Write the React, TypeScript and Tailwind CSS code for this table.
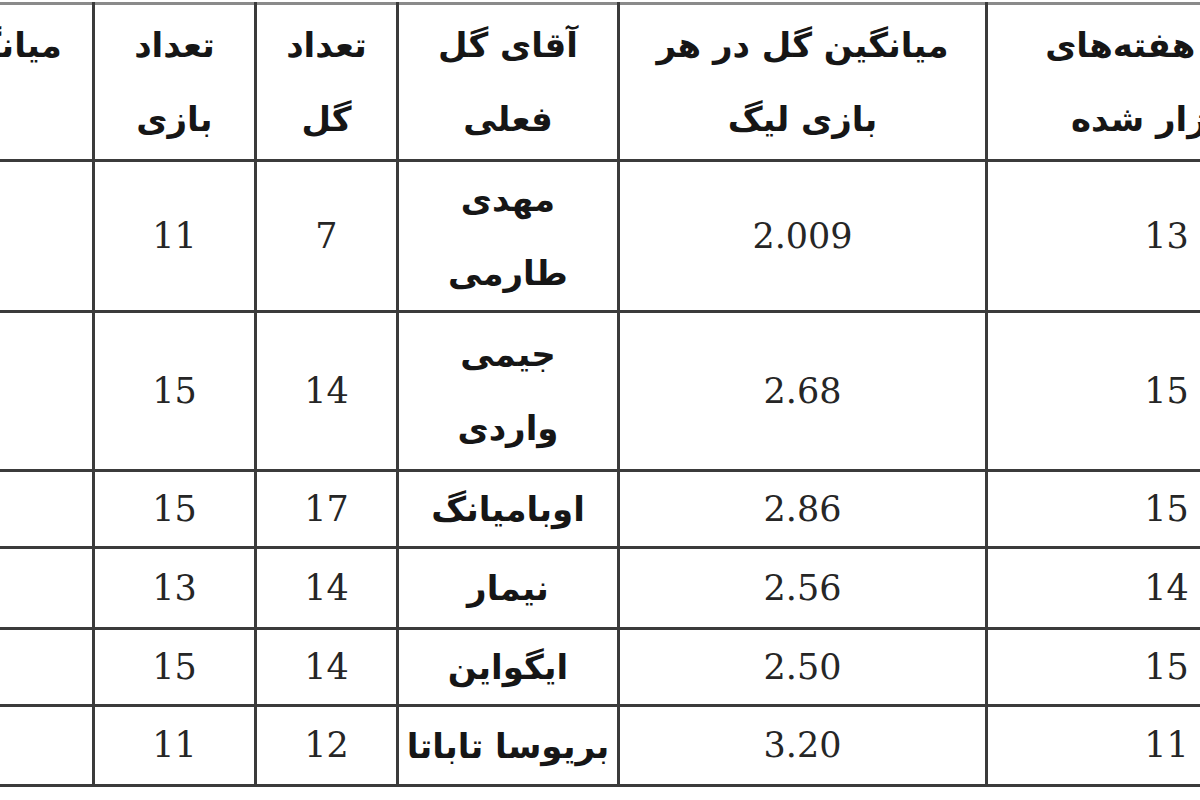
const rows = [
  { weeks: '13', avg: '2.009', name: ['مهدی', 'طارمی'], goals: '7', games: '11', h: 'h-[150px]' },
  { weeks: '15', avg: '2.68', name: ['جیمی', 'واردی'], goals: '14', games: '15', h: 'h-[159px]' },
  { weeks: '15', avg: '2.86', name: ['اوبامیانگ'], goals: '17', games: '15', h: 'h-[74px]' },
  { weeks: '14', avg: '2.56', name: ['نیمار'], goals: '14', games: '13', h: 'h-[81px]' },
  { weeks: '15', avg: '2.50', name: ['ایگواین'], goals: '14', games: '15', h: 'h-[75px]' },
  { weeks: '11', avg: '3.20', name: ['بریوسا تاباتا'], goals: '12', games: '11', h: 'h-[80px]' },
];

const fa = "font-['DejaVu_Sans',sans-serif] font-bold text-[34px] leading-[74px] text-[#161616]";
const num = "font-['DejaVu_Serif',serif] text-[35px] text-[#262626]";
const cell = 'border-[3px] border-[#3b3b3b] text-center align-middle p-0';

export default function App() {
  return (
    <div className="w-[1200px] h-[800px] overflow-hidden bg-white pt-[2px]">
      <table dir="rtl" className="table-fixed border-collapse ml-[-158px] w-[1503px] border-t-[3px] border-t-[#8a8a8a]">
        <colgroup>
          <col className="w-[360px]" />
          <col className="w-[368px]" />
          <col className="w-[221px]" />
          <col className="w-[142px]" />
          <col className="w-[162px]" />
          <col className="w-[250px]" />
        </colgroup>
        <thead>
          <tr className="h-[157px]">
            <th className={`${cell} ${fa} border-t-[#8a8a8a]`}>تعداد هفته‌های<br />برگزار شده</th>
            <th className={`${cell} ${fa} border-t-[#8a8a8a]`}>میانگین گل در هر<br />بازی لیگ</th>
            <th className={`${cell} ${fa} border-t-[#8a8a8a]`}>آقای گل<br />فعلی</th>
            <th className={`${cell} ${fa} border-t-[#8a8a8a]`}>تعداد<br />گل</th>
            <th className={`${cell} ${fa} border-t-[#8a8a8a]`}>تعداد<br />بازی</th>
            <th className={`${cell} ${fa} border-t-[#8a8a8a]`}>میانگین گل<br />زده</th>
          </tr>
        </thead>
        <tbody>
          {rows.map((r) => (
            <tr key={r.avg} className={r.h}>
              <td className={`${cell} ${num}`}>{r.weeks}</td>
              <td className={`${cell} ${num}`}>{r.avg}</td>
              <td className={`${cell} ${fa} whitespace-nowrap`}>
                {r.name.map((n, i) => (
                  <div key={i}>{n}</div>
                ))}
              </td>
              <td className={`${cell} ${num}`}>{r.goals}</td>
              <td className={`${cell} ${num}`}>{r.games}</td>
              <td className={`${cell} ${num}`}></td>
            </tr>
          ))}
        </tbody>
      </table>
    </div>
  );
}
^^^^
From the material above, reproduce everything verbatim except the pictures.

**SOLUTION BELOW**
Write the React, TypeScript and Tailwind CSS code for this table.
const rows = [
  { weeks: '13', avg: '2.009', name: ['مهدی', 'طارمی'], goals: '7', games: '11', h: 'h-[150px]' },
  { weeks: '15', avg: '2.68', name: ['جیمی', 'واردی'], goals: '14', games: '15', h: 'h-[159px]' },
  { weeks: '15', avg: '2.86', name: ['اوبامیانگ'], goals: '17', games: '15', h: 'h-[74px]' },
  { weeks: '14', avg: '2.56', name: ['نیمار'], goals: '14', games: '13', h: 'h-[81px]' },
  { weeks: '15', avg: '2.50', name: ['ایگواین'], goals: '14', games: '15', h: 'h-[75px]' },
  { weeks: '11', avg: '3.20', name: ['بریوسا تاباتا'], goals: '12', games: '11', h: 'h-[80px]' },
];

const fa = "font-['DejaVu_Sans',sans-serif] font-bold text-[34px] leading-[74px] text-[#161616]";
const num = "font-['DejaVu_Serif',serif] text-[35px] text-[#262626]";
const cell = 'border-[3px] border-[#3b3b3b] text-center align-middle p-0';

export default function App() {
  return (
    <div className="w-[1200px] h-[800px] overflow-hidden bg-white pt-[2px]">
      <table dir="rtl" className="table-fixed border-collapse ml-[-158px] w-[1503px] border-t-[3px] border-t-[#8a8a8a]">
        <colgroup>
          <col className="w-[360px]" />
          <col className="w-[368px]" />
          <col className="w-[221px]" />
          <col className="w-[142px]" />
          <col className="w-[162px]" />
          <col className="w-[250px]" />
        </colgroup>
        <thead>
          <tr className="h-[157px]">
            <th className={`${cell} ${fa} border-t-[#8a8a8a]`}>تعداد هفته‌های<br />برگزار شده</th>
            <th className={`${cell} ${fa} border-t-[#8a8a8a]`}>میانگین گل در هر<br />بازی لیگ</th>
            <th className={`${cell} ${fa} border-t-[#8a8a8a]`}>آقای گل<br />فعلی</th>
            <th className={`${cell} ${fa} border-t-[#8a8a8a]`}>تعداد<br />گل</th>
            <th className={`${cell} ${fa} border-t-[#8a8a8a]`}>تعداد<br />بازی</th>
            <th className={`${cell} ${fa} border-t-[#8a8a8a]`}>میانگین گل<br />زده</th>
          </tr>
        </thead>
        <tbody>
          {rows.map((r) => (
            <tr key={r.avg} className={r.h}>
              <td className={`${cell} ${num}`}>{r.weeks}</td>
              <td className={`${cell} ${num}`}>{r.avg}</td>
              <td className={`${cell} ${fa} whitespace-nowrap`}>
                {r.name.map((n, i) => (
                  <div key={i}>{n}</div>
                ))}
              </td>
              <td className={`${cell} ${num}`}>{r.goals}</td>
              <td className={`${cell} ${num}`}>{r.games}</td>
              <td className={`${cell} ${num}`}></td>
            </tr>
          ))}
        </tbody>
      </table>
    </div>
  );
}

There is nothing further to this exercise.